Foi anunciado hoje o fechamento de mais um cinema de rua tradicional no Rio de Janeiro - o Cinema Leblon, da rede Severiano Ribeiro. Novamente,  a causa foi atribuída a uma crise financeira.  Inaugurado em 29 de Setembro, de 1951, o Cinema Leblon tornou-se um marco na paisagem carioca e deixará saudades.  Diante de mais essa notícia questiono-me: seria o cinema de rua um programa ultrapassado, ou inadequado, para as grandes urbes contemporâneas?


Imagens históricas do Cinema Leblon(fonte: rioquemoranomar.blogspot.com.br)

2 de fevereiro de 2014

Kulturhuset | O Beaubourg de Estocolmo


Kulturhuset em Estocolmo, Suécia.
Tradução do Sueco: Kultur – Cultura / Huset - Casa

Au première regard...

À primeira vista, o ‘Kulturhuset’ me lembrou o Centro Georges Pompidou, o Beaubourg de Paris. Foi instintivo e não soube bem justificar o porquê dessa impressão visto que formalmente são construções completamente distintas. No entanto, a medida que fui conhecendo melhor o projeto, percebi que a minha impressão inicial não estava tão equivocada.  Achei interessante portanto traçar um paralelo entre as duas obras.
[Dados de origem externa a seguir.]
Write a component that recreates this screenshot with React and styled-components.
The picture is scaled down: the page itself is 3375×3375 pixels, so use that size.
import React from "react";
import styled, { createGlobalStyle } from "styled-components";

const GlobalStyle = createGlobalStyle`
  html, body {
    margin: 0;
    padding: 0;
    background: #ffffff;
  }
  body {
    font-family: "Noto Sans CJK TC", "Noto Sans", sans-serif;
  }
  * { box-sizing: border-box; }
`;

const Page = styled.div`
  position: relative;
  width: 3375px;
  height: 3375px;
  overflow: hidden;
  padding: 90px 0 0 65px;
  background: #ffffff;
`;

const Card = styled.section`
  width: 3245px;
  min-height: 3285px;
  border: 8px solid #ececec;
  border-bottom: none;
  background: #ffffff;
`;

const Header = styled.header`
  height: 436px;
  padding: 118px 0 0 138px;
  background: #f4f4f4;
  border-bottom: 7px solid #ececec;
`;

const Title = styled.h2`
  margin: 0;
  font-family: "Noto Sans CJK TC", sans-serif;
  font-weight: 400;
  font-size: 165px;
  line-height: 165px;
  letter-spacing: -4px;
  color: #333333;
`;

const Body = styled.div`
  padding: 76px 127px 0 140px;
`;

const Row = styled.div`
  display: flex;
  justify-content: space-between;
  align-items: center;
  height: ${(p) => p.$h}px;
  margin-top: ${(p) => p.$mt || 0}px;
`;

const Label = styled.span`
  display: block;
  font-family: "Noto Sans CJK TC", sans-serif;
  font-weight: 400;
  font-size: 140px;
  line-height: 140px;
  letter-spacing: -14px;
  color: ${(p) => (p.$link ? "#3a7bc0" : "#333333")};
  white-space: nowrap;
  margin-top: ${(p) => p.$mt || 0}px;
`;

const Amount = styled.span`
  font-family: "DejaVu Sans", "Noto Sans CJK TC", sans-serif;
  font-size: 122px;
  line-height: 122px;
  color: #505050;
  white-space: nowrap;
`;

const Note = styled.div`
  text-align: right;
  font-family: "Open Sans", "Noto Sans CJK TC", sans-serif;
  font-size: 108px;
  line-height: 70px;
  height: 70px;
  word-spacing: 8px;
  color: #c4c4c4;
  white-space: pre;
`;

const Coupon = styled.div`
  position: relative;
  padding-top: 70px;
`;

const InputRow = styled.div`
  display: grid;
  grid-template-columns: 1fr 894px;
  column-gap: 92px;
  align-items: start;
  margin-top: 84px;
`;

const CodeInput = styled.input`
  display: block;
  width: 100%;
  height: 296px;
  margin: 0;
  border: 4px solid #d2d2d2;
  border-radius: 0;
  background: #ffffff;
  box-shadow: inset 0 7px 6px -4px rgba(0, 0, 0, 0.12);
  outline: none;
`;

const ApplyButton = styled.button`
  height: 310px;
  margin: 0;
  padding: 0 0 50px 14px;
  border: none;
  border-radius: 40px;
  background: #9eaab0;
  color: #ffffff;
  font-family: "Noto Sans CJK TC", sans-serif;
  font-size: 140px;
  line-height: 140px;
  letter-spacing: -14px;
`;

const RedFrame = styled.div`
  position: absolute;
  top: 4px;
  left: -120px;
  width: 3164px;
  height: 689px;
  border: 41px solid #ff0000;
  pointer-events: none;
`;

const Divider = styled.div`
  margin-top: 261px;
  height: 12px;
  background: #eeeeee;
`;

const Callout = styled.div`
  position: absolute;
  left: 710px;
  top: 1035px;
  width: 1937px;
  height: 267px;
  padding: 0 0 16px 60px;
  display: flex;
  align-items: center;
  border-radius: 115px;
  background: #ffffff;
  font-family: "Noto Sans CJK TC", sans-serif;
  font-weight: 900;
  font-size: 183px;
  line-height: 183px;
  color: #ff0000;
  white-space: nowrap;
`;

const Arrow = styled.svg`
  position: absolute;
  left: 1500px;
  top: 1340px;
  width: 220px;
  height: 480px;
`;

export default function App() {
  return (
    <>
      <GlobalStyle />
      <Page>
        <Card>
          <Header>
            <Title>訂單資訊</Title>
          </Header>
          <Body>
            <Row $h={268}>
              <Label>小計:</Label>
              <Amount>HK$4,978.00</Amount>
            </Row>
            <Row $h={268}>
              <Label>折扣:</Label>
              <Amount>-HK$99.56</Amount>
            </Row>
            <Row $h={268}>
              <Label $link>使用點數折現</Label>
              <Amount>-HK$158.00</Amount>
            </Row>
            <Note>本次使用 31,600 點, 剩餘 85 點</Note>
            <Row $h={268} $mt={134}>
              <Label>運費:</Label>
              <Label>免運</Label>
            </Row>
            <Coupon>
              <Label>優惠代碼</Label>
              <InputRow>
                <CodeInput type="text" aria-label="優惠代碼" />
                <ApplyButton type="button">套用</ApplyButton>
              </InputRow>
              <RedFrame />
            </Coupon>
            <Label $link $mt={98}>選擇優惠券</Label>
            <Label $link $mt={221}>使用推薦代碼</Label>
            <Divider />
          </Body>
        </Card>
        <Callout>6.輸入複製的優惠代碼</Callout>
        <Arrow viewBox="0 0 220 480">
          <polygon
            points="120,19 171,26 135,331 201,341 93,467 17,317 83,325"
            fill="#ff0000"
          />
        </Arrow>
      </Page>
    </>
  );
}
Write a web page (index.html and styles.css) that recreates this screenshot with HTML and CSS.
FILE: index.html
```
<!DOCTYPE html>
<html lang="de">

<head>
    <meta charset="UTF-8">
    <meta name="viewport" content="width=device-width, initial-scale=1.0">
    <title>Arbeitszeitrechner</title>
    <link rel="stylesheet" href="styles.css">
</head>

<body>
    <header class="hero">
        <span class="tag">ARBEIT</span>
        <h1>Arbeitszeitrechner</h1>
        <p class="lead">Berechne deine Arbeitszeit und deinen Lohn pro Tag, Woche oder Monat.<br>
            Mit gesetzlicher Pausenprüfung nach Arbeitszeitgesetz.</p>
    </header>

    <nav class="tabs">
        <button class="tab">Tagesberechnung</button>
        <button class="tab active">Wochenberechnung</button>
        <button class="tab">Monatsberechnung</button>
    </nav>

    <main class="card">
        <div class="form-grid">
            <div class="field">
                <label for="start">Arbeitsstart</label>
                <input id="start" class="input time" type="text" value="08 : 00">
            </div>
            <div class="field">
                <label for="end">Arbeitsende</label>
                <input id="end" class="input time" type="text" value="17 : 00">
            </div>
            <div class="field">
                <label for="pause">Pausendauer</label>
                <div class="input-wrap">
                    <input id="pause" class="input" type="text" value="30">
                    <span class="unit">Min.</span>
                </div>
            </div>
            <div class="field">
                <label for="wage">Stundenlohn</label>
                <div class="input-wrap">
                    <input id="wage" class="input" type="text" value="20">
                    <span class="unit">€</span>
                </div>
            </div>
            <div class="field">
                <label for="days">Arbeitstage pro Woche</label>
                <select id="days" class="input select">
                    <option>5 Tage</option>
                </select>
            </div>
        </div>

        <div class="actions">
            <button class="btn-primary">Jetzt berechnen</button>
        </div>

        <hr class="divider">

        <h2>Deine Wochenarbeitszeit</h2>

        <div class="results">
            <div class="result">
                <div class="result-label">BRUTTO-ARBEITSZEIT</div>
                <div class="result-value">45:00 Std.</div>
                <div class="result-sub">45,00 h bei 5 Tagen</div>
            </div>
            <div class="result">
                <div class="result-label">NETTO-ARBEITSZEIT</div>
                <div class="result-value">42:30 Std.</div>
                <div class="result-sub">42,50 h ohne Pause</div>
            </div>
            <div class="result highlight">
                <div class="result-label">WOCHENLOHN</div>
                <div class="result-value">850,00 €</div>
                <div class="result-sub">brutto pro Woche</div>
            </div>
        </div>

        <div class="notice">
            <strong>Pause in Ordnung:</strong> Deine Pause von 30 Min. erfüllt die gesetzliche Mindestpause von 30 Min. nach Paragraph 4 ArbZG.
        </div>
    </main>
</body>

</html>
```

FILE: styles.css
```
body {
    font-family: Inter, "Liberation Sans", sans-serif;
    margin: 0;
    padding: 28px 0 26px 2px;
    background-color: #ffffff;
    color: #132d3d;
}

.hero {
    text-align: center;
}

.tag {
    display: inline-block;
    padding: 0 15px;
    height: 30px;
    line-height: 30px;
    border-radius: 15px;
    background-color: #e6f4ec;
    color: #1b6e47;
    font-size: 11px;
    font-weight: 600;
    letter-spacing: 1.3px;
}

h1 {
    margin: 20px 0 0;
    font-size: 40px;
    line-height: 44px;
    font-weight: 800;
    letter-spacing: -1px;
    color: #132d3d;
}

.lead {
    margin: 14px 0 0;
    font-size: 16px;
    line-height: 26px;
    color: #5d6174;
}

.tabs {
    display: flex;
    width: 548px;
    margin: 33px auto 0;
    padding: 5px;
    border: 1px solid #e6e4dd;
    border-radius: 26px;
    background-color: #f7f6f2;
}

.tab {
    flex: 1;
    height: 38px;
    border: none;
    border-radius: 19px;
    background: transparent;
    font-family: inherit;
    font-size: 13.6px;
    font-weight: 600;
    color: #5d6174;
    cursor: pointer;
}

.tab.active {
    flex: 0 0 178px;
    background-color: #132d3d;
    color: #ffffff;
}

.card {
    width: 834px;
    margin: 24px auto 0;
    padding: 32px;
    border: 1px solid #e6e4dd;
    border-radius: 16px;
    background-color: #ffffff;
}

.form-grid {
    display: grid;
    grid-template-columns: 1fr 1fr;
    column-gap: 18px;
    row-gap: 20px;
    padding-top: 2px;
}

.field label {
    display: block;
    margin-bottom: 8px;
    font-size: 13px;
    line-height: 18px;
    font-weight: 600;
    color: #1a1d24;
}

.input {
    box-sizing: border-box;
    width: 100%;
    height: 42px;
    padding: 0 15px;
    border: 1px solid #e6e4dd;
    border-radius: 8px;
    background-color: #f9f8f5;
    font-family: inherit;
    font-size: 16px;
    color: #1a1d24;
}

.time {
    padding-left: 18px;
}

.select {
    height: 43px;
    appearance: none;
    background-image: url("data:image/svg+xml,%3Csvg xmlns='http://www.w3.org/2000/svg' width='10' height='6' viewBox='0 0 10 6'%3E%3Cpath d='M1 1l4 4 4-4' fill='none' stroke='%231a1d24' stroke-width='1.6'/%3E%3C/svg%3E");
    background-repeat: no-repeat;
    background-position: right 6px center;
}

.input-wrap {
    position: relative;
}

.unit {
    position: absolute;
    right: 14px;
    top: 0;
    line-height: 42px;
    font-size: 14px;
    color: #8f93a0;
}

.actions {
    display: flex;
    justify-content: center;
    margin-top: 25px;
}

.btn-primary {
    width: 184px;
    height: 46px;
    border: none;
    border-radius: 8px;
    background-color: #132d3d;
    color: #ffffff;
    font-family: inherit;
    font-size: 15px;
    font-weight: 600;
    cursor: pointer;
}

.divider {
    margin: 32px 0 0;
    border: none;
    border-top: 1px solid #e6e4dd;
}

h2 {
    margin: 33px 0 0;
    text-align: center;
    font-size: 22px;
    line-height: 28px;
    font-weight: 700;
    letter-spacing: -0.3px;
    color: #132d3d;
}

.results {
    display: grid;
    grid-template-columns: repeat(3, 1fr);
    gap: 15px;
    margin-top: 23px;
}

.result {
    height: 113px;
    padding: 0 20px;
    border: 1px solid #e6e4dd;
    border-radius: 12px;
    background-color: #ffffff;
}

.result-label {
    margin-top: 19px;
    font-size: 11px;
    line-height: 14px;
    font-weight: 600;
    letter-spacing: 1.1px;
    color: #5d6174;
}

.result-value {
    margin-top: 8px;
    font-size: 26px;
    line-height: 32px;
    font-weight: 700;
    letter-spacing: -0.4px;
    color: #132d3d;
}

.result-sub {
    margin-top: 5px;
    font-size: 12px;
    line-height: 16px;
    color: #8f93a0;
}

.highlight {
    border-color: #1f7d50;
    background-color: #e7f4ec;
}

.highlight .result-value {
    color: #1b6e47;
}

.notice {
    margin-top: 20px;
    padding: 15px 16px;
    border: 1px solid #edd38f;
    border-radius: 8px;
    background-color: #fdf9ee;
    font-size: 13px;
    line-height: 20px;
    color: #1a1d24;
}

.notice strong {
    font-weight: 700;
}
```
Imagem da praça em frente ao Centro Cultural Georges Pompidou, Paris.
Os projetos são contemporâneos. O Kulturhuset foi inaugurado em 1974, apenas 3 anos antes da inauguração do Beaubourg, e é assinado pelo arquiteto sueco Peter Celsing enquanto o Pompidou é uma parceria do italiano Renzo Piano com o inglês Richard Rogers.

O kulturhuset fica bem no centro de Estocolmo, em Sergels Torg, em frente à saída de uma das principais estações de metro/trem da cidade. Essa região de cruzamento de vias e de fluxo intenso é muito semelhante àquela que averiguamos em Les Halles, bairro onde se encontra o Beaubourg. Essa proximidade com os grandes eixos viários da cidade exerce uma forte influência em ambos os projetos. 

O fluxo se torna o núcleo estruturador do edifício, organizando os ambientes escalonados ao longo do seu eixo. A diferença é que no Beaubourg as escadas rolantes são locadas no exterior, compondo o desenho da fachada, enquanto no Kulturhuset elas estão no cerne do edifício, bem protegidas do frio.


Escada Rolante na Fachada do Centro Georges Pompidou
Kulturhuset - Escada Rolante no interior compõe o eixo central do edifício
 

A Suécia é muito fria para verificarmos uma ampla vivência dos espaços públicos abertos. No início do outono, a temperatura já chega a 0 grau à noite e fica em torno de 10 graus durante o dia. Como se trata de uma edificação pública coletiva, o kulturhuset assume então a função da praça pública. Encontrei lá pessoas jogando xadrez, lendo o jornal, tomando um café, apreciando a vista, todas atividades que poderiam ser desenvolvidas numa praça, sendo que aqui elas estavam protegidas do frio.


Espaços comuns do Kulturhuset
As exposições e os espetáculos são todos pagos, porém o acesso ao edifício é gratuito e não há restrições para a utilização dos espaços comuns.  Há uma grande midiateca que fica aberta também. Um espaço público permeado de cultura incentiva a leitura e o ensino além de oferecer um espaço para o descanso, qualidades que também verificamos no Centro Pompidou.

Conceitos Arquitetônicos

Centro Georges Pompidou - Os dutos das instalações são trazidos para a fachada, caracterizando a morfologia do museu.
Janelas em Fita, estrutura de concreto aparente e traços retos - um edifício tipo do movimento moderno.

Em termos morfológicos, os edifícios são antagônicos. O Pompidou emerge como um ícone do movimento pós-moderno 'high tech', enquanto o Kulturhuset preserva traços fortemente modernos (estrutura de concreto aparente, janelas em fita, formas puras e linhas retas). Contudo, como equipamento urbano, ambos desempenham papeis semelhantes - os objetos se impõem como articuladores do espaço urbano. Além da previamente assinalada conexão com o anel viário, a implantação afastada do entorno permite a criação de uma praça em frente ao edifício. Esse gesto possibilita avistar o objeto a distância, além de gerar um espaço congregador a céu aberto.

Praça em frente ao Beaubourg, em Paris.

Praça rebaixada em frente ao Kulturhuset, nivelada de acordo com a estação de trem. O acesso à estação é feito sob a galeria do lado esquerdo da foto.
Praça pública permite a realização de inúmeros eventos tais como campeonato de snowboard.